Was für ein Abenteuer, mit einer guten Freundin loszufahren, auch wenn es Winter ist und die Fahrbedingungen nicht immer ideal. Doch Susanne hat ein gutes Auto, das wintersicher ist, und sie ist eine exzellente Fahrerin. Wir sind ins Innere der kanadischen Provinz British Columbia gefahren, über den berüchtigten Coquihalla Highway nach Kamloops. Denn in der Stadt Kamloops und Umgebung spielt sich ein Teil der Handlung meines Krimis ab, an dem ich gerade schreibe.
Wir besichtigten die Kamloops Indian Residential School, ein heute geschlossenes Zwangsinternat der Regierung für indigene Kinder. Die Schule wurde von der katholischen Kirche geführt und für die meisten Kinder war sie eine Hölle. Mädchen und Jungs wurden geschlagen, vergewaltigt, in den Tod getrieben und ihre Leichen wurden im Obstgarten in Löchern verscharrt. Die Schülerinnen und Schüler, die teilweise schon im Alter von drei Jahren den Eltern weggenommen wurden und diese jahrelang nicht sahen, durften nicht in ihrer Muttersprache reden und ihre Kultur nicht leben. Man wollte sie in die Gesellschaft zwangsassimilieren. Ein ganz schlimmes Kapitel der kanadischen Geschichte.
Kamloops hat glücklicherweise auch Orte, wo die Seele wieder zur Ruhe kommt, zum Beispiel das Grasslands-Naturschutzgebiet, in dem wir schneewandern gingen. Es ist von Gräsern und Salbeibüschen bewachsen, und im Sommer trifft man hier Klapperschlangen an. Keine Bange, wer fest auftritt mit Wanderschuhen, hat eigentlich nichts zu befürchten. Die Schlangen spüren die Erschütterung des Bodens und fliehen.
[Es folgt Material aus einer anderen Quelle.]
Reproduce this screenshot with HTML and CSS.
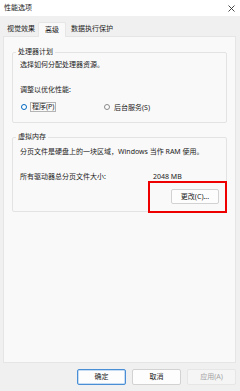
FILE: index.html
```html
<!DOCTYPE html>
<html lang="zh-CN">
<head>
<meta charset="utf-8">
<title>性能选项</title>
<link rel="stylesheet" href="styles.css">
</head>
<body>
<div class="window">
  <div class="titlebar">
    <span class="title">性能选项</span>
    <svg class="close" width="7" height="7" viewBox="0 0 7 7"><path d="M0.5 0.5 L6.5 6.5 M6.5 0.5 L0.5 6.5" stroke="#333" stroke-width="0.9" fill="none"/></svg>
  </div>
  <div class="tabs">
    <div class="tab tab-first">视觉效果</div>
    <div class="tab tab-active">高级</div>
    <div class="tab tab-last">数据执行保护</div>
  </div>
  <div class="panel">
    <div class="group group-cpu">
      <span class="legend">处理器计划</span>
      <div class="line">选择如何分配处理器资源。</div>
      <div class="line line-gap">调整以优化性能:</div>
      <div class="radios">
        <div class="radio-item radio-first">
          <span class="radio radio-on"></span>
          <span class="focus">程序(P)</span>
        </div>
        <div class="radio-item">
          <span class="radio"></span>
          <span class="rlabel">后台服务(S)</span>
        </div>
      </div>
    </div>
    <div class="group group-mem">
      <span class="legend">虚拟内存</span>
      <div class="line">分页文件是硬盘上的一块区域，Windows 当作 RAM 使用。</div>
      <div class="line line-gap size-row">
        <span class="size-label">所有驱动器总分页文件大小:</span>
        <span class="size-value">2048 MB</span>
      </div>
      <div class="btn-row">
        <button class="btn btn-change">更改(C)...</button>
      </div>
    </div>
  </div>
  <div class="footer">
    <button class="btn btn-foot btn-default">确定</button>
    <button class="btn btn-foot">取消</button>
    <button class="btn btn-foot btn-disabled">应用(A)</button>
  </div>
  <div class="highlight"></div>
</div>
</body>
</html>
```

FILE: styles.css
```css
* { box-sizing: border-box; }
html, body { margin: 0; padding: 0; }
body {
  width: 240px;
  height: 391px;
  overflow: hidden;
  background: #f0f0f0;
  font-family: "Noto Sans", "Noto Sans CJK SC", sans-serif;
  font-size: 7px;
  color: #1b1b1b;
}
.window {
  position: relative;
  width: 240px;
  height: 391px;
  display: flex;
  flex-direction: column;
}
.titlebar {
  height: 16px;
  background: #ffffff;
  display: flex;
  align-items: center;
  justify-content: space-between;
  padding: 0 5px 0 4px;
  flex: none;
}
.title { line-height: 10px; }
.close { display: block; }
.tabs {
  height: 20px;
  flex: none;
  display: flex;
  align-items: flex-end;
  padding-left: 4px;
  position: relative;
  z-index: 1;
}
.tab {
  height: 14px;
  line-height: 13px;
  padding: 0 3px;
  white-space: nowrap;
}
.tab-active {
  background: #f9f9f9;
  height: 15px;
  margin-bottom: -1px;
  padding: 0 6px;
  border: 1px solid #e6e6e6;
  border-bottom: none;
  border-radius: 2px 2px 0 0;
  line-height: 13px;
}
.tab-last { padding: 0 5px; }
.panel {
  flex: 1;
  margin: 0 4px 0 3px;
  background: #f9f9f9;
  border: 1px solid #e5e5e5;
  padding: 15px 8px 0 8px;
}
.group {
  position: relative;
  border: 1px solid #e3e3e3;
  border-radius: 2px;
  padding: 7px 7px 10px 7px;
}
.group-mem {
  margin-top: 14px;
  padding: 9px 7px 7px 7px;
}
.legend {
  position: absolute;
  top: -6px;
  left: 3px;
  padding: 0 2px;
  background: #f9f9f9;
  line-height: 10px;
}
.line {
  line-height: 10px;
  height: 10px;
  white-space: nowrap;
}
.line-gap { margin-top: 15px; }
.radios {
  margin-top: 7px;
  display: flex;
  height: 10px;
  align-items: center;
}
.radio-item {
  display: flex;
  align-items: center;
}
.radio-first { width: 83px; }
.radio {
  width: 6px;
  height: 6px;
  border-radius: 50%;
  border: 0.8px solid #8a8a8a;
  background: #fdfdfd;
  margin-left: 1px;
  margin-right: 3px;
}
.radio-on {
  border: 1.8px solid #0067c0;
  background: #ffffff;
}
.focus {
  display: inline-block;
  border: 1px solid #b4b4b4;
  height: 10px;
  line-height: 8px;
  padding: 0 1px;
}
.rlabel { line-height: 9px; padding-left: 1px; }
.size-row { display: flex; }
.size-label { width: 133px; }
.btn-row {
  margin-top: 7px;
  display: flex;
  justify-content: flex-end;
}
.btn {
  font-family: inherit;
  font-size: 7px;
  color: #1b1b1b;
  background: #fdfdfd;
  border: 1px solid #d2d2d2;
  border-radius: 2px;
  padding: 0;
  margin: 0;
  height: 15px;
  line-height: 13px;
}
.btn-change { width: 48px; }
.footer {
  height: 28px;
  flex: none;
  display: flex;
  justify-content: flex-end;
  gap: 6px;
  padding: 6px 4px 0 0;
}
.btn-foot { width: 49px; height: 16px; line-height: 14px; }
.btn-default {
  border: 1px solid #4a8fd6;
  box-shadow: inset 0 0 0 0.5px #8fbbe8;
}
.btn-disabled {
  color: #a3a3a3;
  background: #f5f5f5;
  border-color: #e6e6e6;
}
.highlight {
  position: absolute;
  left: 148px;
  top: 181px;
  width: 79px;
  height: 32px;
  border: 2px solid #ee0000;
  pointer-events: none;
}
```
Ich wollte auch einmal Sun Peaks sehen, einen Skiort nicht weit von Kamloops, dessen Architektur europäische Bergdörfer nachahmt. Ich fahre nicht mehr Ski, aber ich fühlte mich in Sun Peaks an frühere Zeiten in der Schweiz erinnert, als ich noch auf Brettern mehr schlecht als recht vom Berg ins Tal glitt. Die Pandemie scheint an Sun Peaks vorbeizugehen. Die Cafés waren voll (man muss Maske tragen und den Impfausweis zeigen), die Schneewege auch, und die Sonne strahlte über den Pisten und Skiliften.
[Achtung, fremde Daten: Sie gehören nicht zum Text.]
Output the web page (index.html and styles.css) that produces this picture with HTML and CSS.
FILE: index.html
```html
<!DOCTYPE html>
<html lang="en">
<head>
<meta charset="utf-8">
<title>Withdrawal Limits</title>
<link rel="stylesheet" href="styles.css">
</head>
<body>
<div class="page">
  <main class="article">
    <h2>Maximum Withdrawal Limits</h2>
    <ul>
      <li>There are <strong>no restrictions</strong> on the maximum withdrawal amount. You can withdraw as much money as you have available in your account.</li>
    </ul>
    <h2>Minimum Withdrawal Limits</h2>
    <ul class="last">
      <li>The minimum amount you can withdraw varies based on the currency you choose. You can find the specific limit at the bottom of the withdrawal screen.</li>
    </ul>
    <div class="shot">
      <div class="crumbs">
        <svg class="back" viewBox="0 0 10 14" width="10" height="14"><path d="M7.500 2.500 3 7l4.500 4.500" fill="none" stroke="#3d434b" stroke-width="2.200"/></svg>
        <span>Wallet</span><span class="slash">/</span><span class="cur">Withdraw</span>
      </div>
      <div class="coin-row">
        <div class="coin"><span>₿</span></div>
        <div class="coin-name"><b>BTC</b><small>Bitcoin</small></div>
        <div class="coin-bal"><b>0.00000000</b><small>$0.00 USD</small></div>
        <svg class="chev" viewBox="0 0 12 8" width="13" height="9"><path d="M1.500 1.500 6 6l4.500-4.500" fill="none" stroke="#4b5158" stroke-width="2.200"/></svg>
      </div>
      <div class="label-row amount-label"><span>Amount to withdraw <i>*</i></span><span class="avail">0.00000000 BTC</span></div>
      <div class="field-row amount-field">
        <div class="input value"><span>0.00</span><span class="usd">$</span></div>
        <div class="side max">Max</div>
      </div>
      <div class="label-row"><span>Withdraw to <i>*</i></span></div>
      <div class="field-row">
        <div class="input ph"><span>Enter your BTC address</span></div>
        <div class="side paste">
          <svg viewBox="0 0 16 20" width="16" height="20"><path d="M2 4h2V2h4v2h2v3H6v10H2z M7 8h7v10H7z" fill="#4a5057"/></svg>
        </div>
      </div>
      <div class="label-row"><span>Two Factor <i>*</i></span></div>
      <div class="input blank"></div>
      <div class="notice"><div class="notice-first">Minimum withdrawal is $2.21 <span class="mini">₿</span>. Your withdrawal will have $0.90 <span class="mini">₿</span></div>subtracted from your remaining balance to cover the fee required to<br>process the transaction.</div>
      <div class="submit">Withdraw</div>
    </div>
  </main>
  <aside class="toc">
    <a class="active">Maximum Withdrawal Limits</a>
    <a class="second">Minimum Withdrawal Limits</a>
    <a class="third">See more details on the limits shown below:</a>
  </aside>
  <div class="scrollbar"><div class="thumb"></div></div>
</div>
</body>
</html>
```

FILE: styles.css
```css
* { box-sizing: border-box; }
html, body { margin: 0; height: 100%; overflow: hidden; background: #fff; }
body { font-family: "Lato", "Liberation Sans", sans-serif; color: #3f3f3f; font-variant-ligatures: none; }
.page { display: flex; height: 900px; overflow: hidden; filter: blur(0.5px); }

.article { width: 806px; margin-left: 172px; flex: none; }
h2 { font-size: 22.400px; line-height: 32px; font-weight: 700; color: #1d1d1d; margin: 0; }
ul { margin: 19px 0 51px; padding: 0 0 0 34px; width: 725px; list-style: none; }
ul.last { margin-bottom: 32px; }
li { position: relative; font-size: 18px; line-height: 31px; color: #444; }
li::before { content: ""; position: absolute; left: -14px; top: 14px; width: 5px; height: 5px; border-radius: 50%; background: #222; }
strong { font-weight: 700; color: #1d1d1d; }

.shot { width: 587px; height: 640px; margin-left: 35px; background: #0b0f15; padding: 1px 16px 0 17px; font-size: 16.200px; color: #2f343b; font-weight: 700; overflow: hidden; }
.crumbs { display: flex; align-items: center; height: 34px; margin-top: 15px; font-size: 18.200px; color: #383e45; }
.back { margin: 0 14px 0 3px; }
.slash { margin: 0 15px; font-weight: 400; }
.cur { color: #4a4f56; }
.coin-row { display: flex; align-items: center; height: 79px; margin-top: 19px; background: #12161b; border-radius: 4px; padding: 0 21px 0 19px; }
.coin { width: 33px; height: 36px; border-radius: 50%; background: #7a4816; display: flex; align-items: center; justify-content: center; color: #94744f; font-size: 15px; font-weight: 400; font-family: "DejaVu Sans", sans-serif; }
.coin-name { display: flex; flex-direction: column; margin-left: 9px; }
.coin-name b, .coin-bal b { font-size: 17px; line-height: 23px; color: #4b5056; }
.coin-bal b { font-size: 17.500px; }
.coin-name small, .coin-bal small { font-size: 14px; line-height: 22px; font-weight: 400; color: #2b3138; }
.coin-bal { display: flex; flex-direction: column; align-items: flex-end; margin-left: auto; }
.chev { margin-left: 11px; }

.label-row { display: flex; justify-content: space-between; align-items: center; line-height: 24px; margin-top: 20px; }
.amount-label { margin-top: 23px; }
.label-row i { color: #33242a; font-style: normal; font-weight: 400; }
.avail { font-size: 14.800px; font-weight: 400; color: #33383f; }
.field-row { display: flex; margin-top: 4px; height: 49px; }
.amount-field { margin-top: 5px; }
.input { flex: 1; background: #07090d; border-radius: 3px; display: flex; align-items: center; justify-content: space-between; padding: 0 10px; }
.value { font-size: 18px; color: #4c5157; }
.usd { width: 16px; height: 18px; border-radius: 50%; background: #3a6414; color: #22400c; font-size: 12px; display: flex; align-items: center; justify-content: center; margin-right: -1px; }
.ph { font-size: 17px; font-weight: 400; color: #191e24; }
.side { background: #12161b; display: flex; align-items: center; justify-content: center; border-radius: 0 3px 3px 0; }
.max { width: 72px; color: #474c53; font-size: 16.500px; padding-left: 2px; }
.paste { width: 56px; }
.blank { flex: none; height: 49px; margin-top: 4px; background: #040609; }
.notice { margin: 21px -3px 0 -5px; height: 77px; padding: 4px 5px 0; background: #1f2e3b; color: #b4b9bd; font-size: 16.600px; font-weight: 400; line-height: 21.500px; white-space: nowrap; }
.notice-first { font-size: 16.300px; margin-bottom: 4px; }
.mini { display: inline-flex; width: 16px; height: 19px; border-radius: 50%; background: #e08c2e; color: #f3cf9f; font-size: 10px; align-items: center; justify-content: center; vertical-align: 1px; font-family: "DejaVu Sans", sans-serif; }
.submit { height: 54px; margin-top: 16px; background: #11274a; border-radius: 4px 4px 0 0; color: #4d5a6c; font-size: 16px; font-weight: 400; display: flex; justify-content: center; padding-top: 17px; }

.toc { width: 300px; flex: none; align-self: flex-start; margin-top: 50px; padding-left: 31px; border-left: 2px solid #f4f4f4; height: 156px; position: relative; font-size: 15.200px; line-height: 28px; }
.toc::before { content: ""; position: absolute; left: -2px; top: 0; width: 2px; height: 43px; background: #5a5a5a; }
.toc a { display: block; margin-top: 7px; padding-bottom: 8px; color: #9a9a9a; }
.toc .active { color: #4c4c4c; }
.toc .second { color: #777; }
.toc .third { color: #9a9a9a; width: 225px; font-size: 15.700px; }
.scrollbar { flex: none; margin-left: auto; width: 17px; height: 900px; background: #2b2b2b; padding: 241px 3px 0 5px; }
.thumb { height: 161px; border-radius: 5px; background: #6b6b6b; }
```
Auf der Rückfahrt besuchten wir Merritt, eine Kleinstadt mit einer interessanten Pionieratmosphäre, die im Sommer mit Freiluftkonzerten viele Musikbegeisterte anzieht. Mir gefallen Orte, die nicht so rausgeputzt und perfekt renoviert sind. Vor allem gefiel mir das Coldwater Hotel, das mehr als 110 Jahre alt ist und aus einem alten Film stammen könnte. Zum Schluss aßen wir Zimtschnecken (Cinnemon Buns) in einem von Indigenen geführten Café. Ein stimmiger Abschluss für zwei abenteuerlustige Freundinnen!